Migration of a double J stent into the inferior vena cava: a
A 53-year-old male patient with a history of long-standing left renal calculi underwent left-side pyelolithotomy with postoperative placement of a DJS at a county hospital on April 2016. However, the stent placement was not performed under fluoroscopy guidance and postoperative imaging examinations were not performed to confirm the DJS position. The patient was advised for stent removal after 5 months. Surprisingly, kidney, ureters, and bladder (KUB) x-ray film showed that the DJS was not in the right location and appeared to enter into the IVC.

For further managements, the patient was transferred to our hospital. During hospitalization, moderate flank pain persisted. Blood analysis showed normal leukocytes counts and normal creatinine levels. Urine analysis showed increased leukocytes counts and increased erythrocyte counts. Further urine culture was positive with a growth of Enterococcus faecalis. Color Doppler flow imaging (CDFI) showed the formation of small mural thrombus in the IVC. Therefore, the patient was assigned to treatments with anticoagulants and antibiotics. The next-day computed tomography urography (CTU) was performed to assure the position of the stent. In combination of left-side hydronephrosis, migration of the DJS into the IVC was seen at the level of the left renal vein. The proximal coil was in the IVC and the distal coil was in the left renal pelvis.

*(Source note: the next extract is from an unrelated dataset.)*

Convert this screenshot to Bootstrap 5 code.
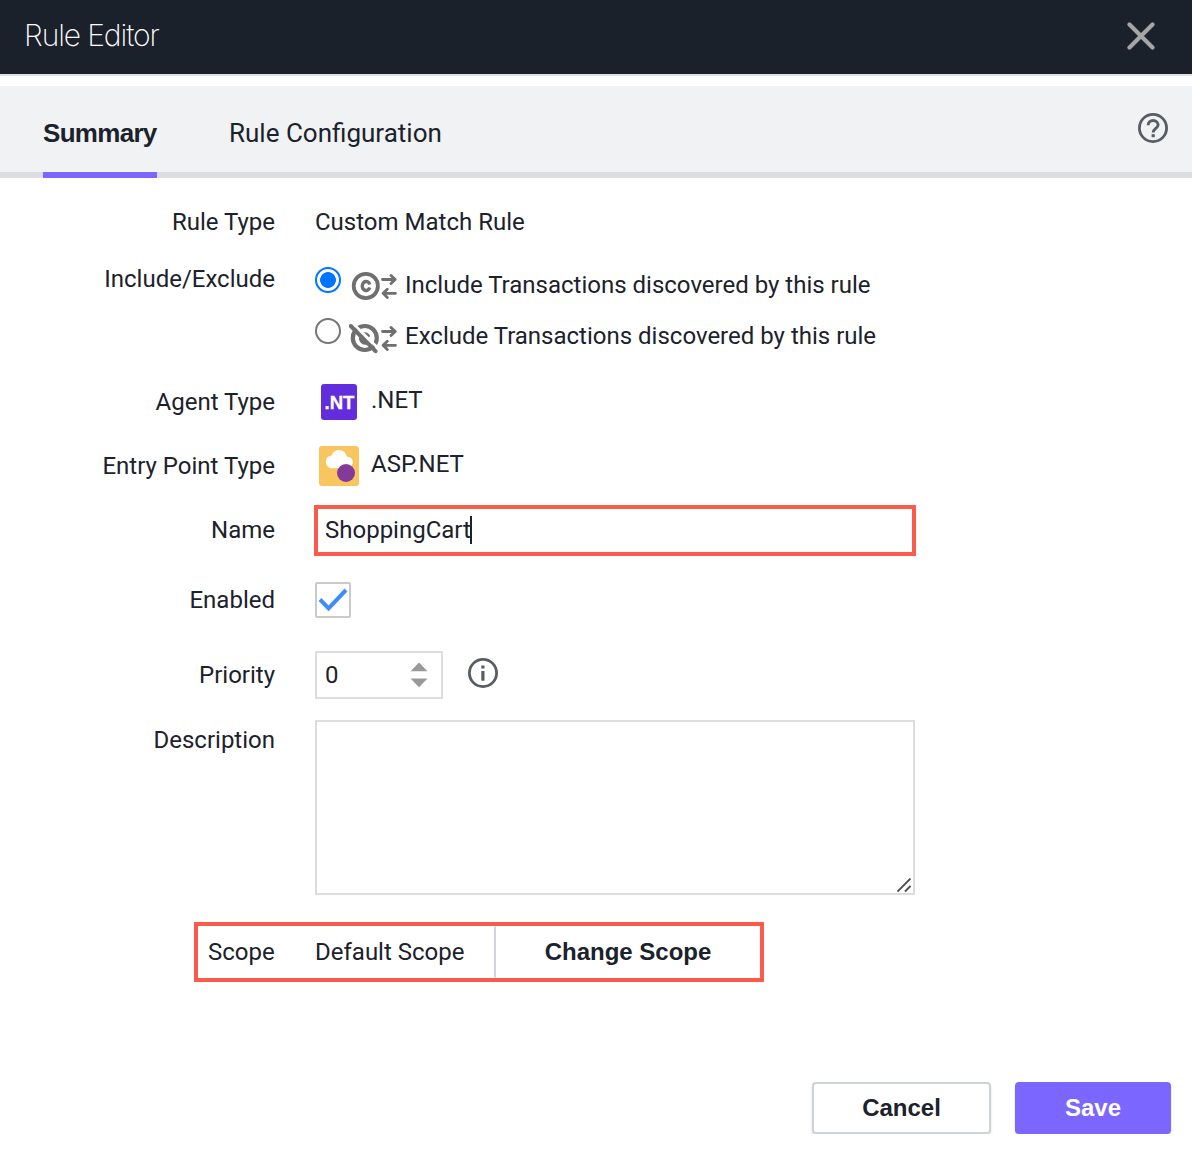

Then, we performed percutaneous nephroscope under C-arm guidance by using 18G puncture needles and 20 Fr working sheaths. The distal coil of the DJS was visualized and removed successfully under nephroscope without any complications. A new DJS was placed and its location was confirmed by radiologic imaging. After the operation, the patient was transferred to intensive care unit (ICU) and treated with continued anticoagulants and antibiotics. Fifteen days after the operation, CDFI showed there was no thrombus in the IVC. The patient was discharged 16 days after the operation with symptom free and the follow-up was uneventful.